Exercise objective.
Could you retype the lines below, starting at the line holding "Write the React" and stopping at the line holding "import React from 'react';", inclusive? Copy them exactly and drop the images.

··· Task inputs ···

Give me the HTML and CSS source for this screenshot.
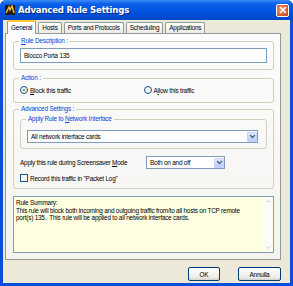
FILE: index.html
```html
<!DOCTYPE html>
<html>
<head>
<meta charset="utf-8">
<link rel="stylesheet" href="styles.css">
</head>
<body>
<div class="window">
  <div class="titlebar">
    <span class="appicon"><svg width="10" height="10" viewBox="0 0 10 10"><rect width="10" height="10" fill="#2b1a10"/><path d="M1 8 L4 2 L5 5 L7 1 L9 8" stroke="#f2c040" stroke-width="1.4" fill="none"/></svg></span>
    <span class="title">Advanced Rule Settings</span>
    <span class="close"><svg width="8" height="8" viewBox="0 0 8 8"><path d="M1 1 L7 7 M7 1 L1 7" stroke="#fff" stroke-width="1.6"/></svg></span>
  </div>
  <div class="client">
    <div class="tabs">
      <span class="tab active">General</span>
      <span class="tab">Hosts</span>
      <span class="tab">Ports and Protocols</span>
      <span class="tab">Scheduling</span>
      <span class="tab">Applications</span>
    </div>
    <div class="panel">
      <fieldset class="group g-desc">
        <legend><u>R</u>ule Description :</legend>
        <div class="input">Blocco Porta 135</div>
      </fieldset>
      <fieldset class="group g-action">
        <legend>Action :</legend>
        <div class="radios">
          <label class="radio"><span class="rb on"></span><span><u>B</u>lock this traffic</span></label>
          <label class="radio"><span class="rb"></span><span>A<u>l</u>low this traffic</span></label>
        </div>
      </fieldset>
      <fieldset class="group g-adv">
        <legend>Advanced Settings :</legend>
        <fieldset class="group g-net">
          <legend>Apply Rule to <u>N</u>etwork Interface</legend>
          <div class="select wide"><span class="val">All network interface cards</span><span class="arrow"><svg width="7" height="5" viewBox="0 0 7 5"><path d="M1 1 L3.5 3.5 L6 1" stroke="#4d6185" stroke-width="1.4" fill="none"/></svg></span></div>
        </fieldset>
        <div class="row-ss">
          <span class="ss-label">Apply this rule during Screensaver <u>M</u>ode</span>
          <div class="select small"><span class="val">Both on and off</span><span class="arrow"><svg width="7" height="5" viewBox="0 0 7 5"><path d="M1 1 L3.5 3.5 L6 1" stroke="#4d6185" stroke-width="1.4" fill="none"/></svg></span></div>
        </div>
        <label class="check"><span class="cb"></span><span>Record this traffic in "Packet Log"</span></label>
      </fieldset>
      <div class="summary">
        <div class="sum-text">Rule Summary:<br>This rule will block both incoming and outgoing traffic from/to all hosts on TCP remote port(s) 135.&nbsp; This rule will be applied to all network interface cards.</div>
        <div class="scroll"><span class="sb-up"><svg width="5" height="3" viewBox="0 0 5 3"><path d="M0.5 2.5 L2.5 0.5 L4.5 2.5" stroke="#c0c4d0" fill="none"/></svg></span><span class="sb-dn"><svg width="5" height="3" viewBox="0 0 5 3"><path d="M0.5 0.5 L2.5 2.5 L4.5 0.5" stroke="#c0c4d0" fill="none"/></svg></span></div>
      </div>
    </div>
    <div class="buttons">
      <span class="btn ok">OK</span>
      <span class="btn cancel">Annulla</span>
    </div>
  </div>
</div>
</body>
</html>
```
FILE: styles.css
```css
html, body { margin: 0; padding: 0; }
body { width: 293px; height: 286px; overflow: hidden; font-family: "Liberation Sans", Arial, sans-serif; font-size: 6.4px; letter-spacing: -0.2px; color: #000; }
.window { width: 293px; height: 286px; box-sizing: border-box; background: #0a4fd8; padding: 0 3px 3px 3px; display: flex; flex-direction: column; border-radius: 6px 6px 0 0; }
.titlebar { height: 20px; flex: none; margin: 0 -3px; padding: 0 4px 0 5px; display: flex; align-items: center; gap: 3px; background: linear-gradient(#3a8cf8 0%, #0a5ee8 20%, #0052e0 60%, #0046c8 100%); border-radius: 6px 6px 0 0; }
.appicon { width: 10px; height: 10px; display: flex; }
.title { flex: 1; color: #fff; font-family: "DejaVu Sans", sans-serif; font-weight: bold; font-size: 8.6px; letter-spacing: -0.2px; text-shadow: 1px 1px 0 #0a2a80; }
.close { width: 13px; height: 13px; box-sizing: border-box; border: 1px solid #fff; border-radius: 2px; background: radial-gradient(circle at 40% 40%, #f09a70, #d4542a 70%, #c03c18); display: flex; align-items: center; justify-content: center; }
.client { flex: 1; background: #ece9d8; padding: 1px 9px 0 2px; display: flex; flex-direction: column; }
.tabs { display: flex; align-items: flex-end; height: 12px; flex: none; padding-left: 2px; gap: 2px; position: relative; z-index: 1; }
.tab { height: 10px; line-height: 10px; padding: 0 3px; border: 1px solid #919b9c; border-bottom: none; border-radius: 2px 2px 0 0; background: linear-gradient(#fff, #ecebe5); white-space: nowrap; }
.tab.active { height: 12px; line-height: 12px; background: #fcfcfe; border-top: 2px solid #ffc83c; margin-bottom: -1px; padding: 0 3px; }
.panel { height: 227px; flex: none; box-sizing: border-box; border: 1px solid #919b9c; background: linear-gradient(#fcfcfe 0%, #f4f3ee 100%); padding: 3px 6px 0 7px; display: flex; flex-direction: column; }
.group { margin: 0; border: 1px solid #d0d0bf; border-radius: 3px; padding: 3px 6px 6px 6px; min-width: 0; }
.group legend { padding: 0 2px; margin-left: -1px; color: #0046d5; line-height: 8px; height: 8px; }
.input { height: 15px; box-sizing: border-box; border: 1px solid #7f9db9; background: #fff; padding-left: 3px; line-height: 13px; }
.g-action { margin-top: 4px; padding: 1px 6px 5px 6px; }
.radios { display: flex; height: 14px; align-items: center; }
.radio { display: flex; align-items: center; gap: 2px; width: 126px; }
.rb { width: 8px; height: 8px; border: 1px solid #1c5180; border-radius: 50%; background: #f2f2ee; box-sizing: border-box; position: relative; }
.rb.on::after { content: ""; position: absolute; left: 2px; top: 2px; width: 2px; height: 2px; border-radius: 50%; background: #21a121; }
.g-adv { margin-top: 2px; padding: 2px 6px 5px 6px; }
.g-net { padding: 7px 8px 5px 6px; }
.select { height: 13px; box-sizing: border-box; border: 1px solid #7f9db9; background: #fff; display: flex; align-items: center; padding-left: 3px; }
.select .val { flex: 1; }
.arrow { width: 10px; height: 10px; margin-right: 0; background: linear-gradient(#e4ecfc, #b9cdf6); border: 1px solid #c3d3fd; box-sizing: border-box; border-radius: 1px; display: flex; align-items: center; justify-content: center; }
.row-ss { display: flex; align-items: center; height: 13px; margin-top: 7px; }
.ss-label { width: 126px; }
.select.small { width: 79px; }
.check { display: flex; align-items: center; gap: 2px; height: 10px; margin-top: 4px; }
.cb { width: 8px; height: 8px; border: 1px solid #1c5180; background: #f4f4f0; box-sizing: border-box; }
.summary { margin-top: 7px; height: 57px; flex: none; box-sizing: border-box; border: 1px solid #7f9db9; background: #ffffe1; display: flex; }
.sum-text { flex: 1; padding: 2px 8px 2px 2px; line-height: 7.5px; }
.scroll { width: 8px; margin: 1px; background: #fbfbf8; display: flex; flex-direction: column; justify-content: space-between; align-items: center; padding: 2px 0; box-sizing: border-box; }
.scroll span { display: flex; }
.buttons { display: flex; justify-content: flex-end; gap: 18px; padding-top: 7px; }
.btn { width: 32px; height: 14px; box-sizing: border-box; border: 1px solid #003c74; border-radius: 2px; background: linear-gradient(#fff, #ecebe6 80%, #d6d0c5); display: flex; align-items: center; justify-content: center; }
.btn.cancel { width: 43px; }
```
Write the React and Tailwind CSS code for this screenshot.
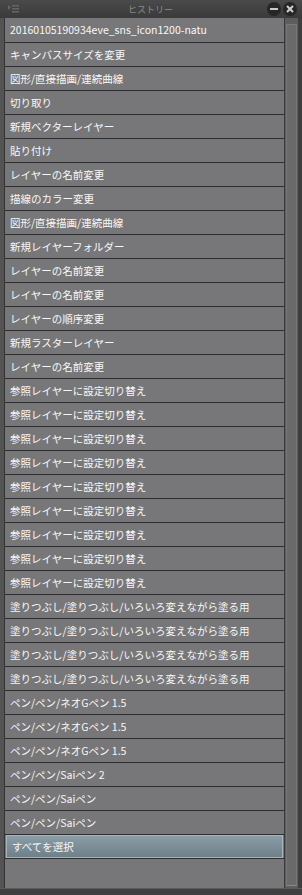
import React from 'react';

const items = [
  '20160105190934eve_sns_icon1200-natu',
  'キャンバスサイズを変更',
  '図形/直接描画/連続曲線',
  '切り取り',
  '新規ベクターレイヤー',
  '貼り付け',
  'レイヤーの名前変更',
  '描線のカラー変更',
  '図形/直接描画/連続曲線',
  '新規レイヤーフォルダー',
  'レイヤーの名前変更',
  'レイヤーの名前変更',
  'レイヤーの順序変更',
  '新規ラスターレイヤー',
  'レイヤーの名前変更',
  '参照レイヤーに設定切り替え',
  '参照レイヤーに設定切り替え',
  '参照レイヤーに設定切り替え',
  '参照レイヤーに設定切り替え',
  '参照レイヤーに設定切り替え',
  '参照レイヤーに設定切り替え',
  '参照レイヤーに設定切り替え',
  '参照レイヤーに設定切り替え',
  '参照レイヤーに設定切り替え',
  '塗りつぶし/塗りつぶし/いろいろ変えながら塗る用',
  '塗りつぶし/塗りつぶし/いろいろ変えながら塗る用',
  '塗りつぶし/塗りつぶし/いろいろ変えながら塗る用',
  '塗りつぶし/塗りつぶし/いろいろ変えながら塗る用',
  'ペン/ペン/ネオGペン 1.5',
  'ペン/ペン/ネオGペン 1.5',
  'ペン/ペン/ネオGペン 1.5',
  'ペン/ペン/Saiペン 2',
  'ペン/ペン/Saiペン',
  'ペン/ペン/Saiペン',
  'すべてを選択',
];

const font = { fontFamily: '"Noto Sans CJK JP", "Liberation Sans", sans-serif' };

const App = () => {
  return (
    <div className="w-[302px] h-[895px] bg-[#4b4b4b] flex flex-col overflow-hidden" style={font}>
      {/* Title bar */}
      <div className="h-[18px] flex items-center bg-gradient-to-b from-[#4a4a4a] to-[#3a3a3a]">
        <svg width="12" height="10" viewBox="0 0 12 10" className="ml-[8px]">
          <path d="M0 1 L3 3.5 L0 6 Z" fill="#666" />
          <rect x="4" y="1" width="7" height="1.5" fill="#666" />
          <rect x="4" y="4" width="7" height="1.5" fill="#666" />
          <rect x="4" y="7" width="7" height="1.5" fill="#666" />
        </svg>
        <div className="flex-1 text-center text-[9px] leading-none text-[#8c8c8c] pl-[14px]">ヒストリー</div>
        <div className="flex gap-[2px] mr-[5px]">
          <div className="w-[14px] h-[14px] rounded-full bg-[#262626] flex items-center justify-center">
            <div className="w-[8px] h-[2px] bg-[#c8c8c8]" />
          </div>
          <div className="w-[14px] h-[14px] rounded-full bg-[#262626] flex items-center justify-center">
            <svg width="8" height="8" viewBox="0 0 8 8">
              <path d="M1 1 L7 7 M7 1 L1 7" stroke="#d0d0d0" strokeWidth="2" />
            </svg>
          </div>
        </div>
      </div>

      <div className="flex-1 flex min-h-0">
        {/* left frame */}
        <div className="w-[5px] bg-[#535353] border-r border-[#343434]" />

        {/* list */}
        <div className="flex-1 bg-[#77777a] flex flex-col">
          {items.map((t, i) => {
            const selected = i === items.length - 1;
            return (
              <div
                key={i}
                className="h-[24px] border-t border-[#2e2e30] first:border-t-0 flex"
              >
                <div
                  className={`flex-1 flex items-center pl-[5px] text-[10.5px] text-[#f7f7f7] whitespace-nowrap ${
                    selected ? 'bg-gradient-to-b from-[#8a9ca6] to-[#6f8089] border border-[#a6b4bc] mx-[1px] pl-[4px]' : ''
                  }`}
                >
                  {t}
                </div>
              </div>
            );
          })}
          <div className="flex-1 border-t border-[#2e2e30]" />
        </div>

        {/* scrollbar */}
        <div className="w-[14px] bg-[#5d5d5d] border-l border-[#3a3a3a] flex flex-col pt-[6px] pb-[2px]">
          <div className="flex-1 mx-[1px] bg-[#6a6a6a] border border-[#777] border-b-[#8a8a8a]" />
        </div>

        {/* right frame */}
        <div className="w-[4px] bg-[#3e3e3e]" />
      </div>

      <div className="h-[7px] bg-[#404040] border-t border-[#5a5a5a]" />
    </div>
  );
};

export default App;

···

Solution for this exercise.
Write the React and Tailwind CSS code for this screenshot.
import React from 'react';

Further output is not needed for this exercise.